"""

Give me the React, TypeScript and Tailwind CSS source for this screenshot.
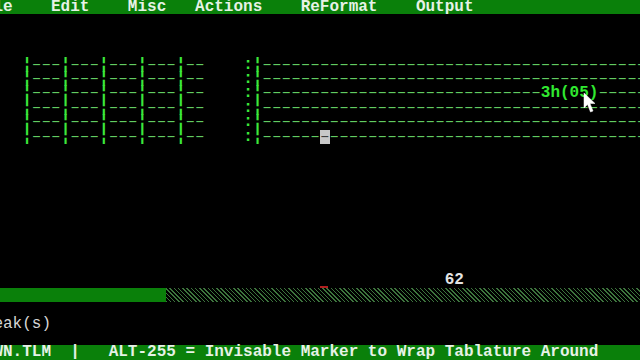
import React from "react";

const D = "–";

function dashes(n: number) {
  return D.repeat(n);
}

function Bar() {
  return <span className="text-[#3ce83c] font-bold">¦</span>;
}

function TabRow({ idx }: { idx: number }) {
  const left: React.ReactNode[] = [];
  for (let i = 0; i < 5; i++) {
    left.push(<Bar key={"b" + i} />);
    left.push(
      <span key={"d" + i} className="text-[#62cc62]">
        {dashes(i < 4 ? 3 : 2)}
      </span>
    );
  }
  let right: React.ReactNode;
  if (idx === 2) {
    right = (
      <>
        <span className="text-[#62cc62]">{dashes(29)}</span>
        <span className="text-[#30e830] font-bold">3h(05)</span>
        <span className="text-[#62cc62]">{dashes(10)}</span>
      </>
    );
  } else if (idx === 5) {
    right = (
      <>
        <span className="text-[#62cc62]">{dashes(6)}</span>
        <span className="inline-block h-[14.4px] bg-[#c8c8c8] text-[#404040]">{D}</span>
        <span className="text-[#62cc62]">{dashes(36)}</span>
      </>
    );
  } else {
    right = <span className="text-[#62cc62]">{dashes(44)}</span>;
  }
  return (
    <div className="h-[14.4px] whitespace-pre">
      {"   "}
      {left}
      {"    "}
      <span className="text-[#3ce83c] font-bold">:</span>
      <Bar />
      {right}
    </div>
  );
}

function Empty() {
  return <div className="h-[14.4px]" />;
}

export default function App() {
  return (
    <div
      className="relative w-[640px] h-[360px] bg-black overflow-hidden text-[16px] leading-[14.4px]"
      style={{ fontFamily: '"Liberation Mono", "DejaVu Sans Mono", monospace' }}
    >
      {/* row 0 menu */}
      <div className="h-[14.4px] bg-[#0a800a] text-[#e6f2e6] font-bold whitespace-pre">
        <div className="ml-[-6.6px]">{"le    Edit    Misc   Actions    ReFormat    Output"}</div>
      </div>
      <Empty />
      <Empty />
      <Empty />
      <div className="ml-[-6.6px]">
        {[0, 1, 2, 3, 4, 5].map((i) => (
          <TabRow key={i} idx={i} />
        ))}
      </div>
      {[10, 11, 12, 13, 14, 15, 16, 17, 18].map((i) => (
        <Empty key={i} />
      ))}
      {/* row 19 */}
      <div className="h-[14.4px] whitespace-pre text-[#e4e4e4] font-bold">
        <div className="ml-[-6.6px]">{" ".repeat(47) + "62"}</div>
      </div>
      {/* row 20 progress */}
      <div className="relative h-[14.4px] flex">
        <div className="w-[166px] h-full bg-[#0a800a]" />
        <div className="flex-1 h-full bg-[repeating-linear-gradient(45deg,#3d743d_0px,#3d743d_1px,#000_1px,#000_3px)]" />
        <div className="absolute left-[320px] top-[-2px] w-[8px] h-[2px] bg-[#b02020]" />
      </div>
      <Empty />
      {/* row 22 */}
      <div className="h-[14.4px] whitespace-pre text-[#d6d6d6]">
        <div className="ml-[-6.6px]">{"eak(s)"}</div>
      </div>
      <Empty />
      {/* row 24 status */}
      <div className="h-[14.4px] bg-[#0a800a] text-[#e6f2e6] font-bold whitespace-pre">
        <div className="ml-[-6.6px]">
          {"WN.TLM  |   ALT-255 = Invisable Marker to Wrap Tablature Around"}
        </div>
      </div>
      {/* mouse pointer */}
      <svg
        className="absolute left-[583px] top-[92px]"
        width="14"
        height="22"
        viewBox="0 0 14 22"
      >
        <path
          d="M1 1 L1 16 L4.5 12.5 L7.5 20 L10 19 L7 11.5 L12 11.5 Z"
          fill="#ffffff"
          stroke="#ffffff"
          strokeWidth="0.5"
        />
      </svg>
    </div>
  );
}
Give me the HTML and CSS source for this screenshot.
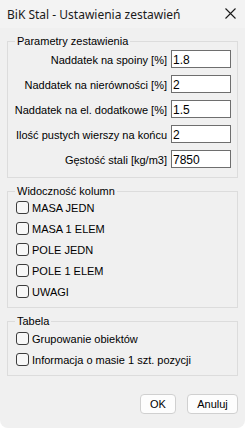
FILE: index.html
```html
<!DOCTYPE html>
<html lang="pl">
<head>
<meta charset="utf-8">
<title>BiK Stal - Ustawienia zestawień</title>
<link rel="stylesheet" href="styles.css">
</head>
<body>
<div class="window">
  <div class="titlebar">
    <span class="title">BiK Stal - Ustawienia zestawień</span>
    <svg class="close" width="11" height="11" viewBox="0 0 11 11"><path d="M0.5 0.5 L10.5 10.5 M10.5 0.5 L0.5 10.5" stroke="#1a1a1a" stroke-width="1.1" fill="none"/></svg>
  </div>
  <div class="content">
    <fieldset class="group params">
      <legend>Parametry zestawienia</legend>
      <div class="row"><label>Naddatek na spoiny [%]</label><input class="field" value="1.8"></div>
      <div class="row"><label>Naddatek na nierówności [%]</label><input class="field" value="2"></div>
      <div class="row"><label>Naddatek na el. dodatkowe [%]</label><input class="field" value="1.5"></div>
      <div class="row"><label>Ilość pustych wierszy na końcu</label><input class="field" value="2"></div>
      <div class="row"><label>Gęstość stali [kg/m3]</label><input class="field" value="7850"></div>
    </fieldset>
    <fieldset class="group checks">
      <legend>Widoczność kolumn</legend>
      <label class="check"><span class="box"></span>MASA JEDN</label>
      <label class="check"><span class="box"></span>MASA 1 ELEM</label>
      <label class="check"><span class="box"></span>POLE JEDN</label>
      <label class="check"><span class="box"></span>POLE 1 ELEM</label>
      <label class="check"><span class="box"></span>UWAGI</label>
    </fieldset>
    <fieldset class="group checks table">
      <legend>Tabela</legend>
      <label class="check"><span class="box"></span>Grupowanie obiektów</label>
      <label class="check"><span class="box"></span>Informacja o masie 1 szt. pozycji</label>
    </fieldset>
    <div class="buttons">
      <button class="btn ok">OK</button>
      <button class="btn cancel">Anuluj</button>
    </div>
  </div>
</div>
</body>
</html>
```

FILE: styles.css
```css
html, body {
  margin: 0;
  padding: 0;
  background: #ffffff;
}
.window {
  width: 245px;
  height: 428px;
  background: #f0f0f0;
  border-radius: 0 0 8px 8px;
  overflow: hidden;
  font-family: "Liberation Sans", Arial, sans-serif;
  font-size: 11px;
  color: #000;
}
.titlebar {
  height: 28px;
  background: #f3f3f3;
  display: flex;
  align-items: center;
  justify-content: space-between;
  padding: 0 9px 0 7px;
  box-sizing: border-box;
}
.title {
  font-family: "Noto Sans", "Open Sans", sans-serif;
  font-size: 12px;
  color: #1a1a1a;
  padding-top: 1px;
}
.close {
  display: block;
  margin-bottom: 1px;
}
.content {
  display: flex;
  flex-direction: column;
}
.group {
  margin: 7px 7px 0 7px;
  border: 1px solid #dcdcdc;
  padding: 0 6px 6px 8px;
  min-width: 0;
}
.group legend {
  padding: 0 2px;
  margin-left: -1px;
  line-height: 12px;
  height: 12px;
}
.params {
  padding-top: 3px;
  padding-bottom: 9px;
  display: flex;
  flex-direction: column;
  gap: 7px;
}
.row {
  display: flex;
  justify-content: flex-end;
  align-items: center;
  height: 18px;
  gap: 4px;
}
.row label {
  white-space: nowrap;
  padding-top: 1px;
}
.field {
  width: 60px;
  height: 18px;
  box-sizing: border-box;
  border: 1px solid #6e6e6e;
  background: #fff;
  font-family: "Liberation Sans", Arial, sans-serif;
  font-size: 12px;
  padding: 1px 1px 0 1px;
  margin: 0;
  color: #000;
  outline: none;
}
.checks {
  padding-bottom: 5px;
}
.check {
  display: flex;
  align-items: center;
  height: 21px;
  white-space: nowrap;
}
.box {
  width: 13px;
  height: 13px;
  box-sizing: border-box;
  border: 1px solid #3c3c3c;
  border-radius: 3px;
  background: #f7f7f7;
  margin-right: 3px;
}
.table {
  padding-top: 1px;
}
.buttons {
  display: flex;
  justify-content: flex-end;
  gap: 11px;
  margin: 18px 7px 0 0;
}
.btn {
  height: 20px;
  box-sizing: border-box;
  border: 1px solid #d0d0d0;
  border-radius: 4px;
  background: #fdfdfd;
  font-family: "Liberation Sans", Arial, sans-serif;
  font-size: 11px;
  color: #000;
  padding: 0;
  margin: 0;
}
.ok { width: 36px; }
.cancel { width: 51px; }
```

"""

The task:
Determine the number of lines in the listing that hold the word "React", and supply that number and nothing further.

Complete response:
4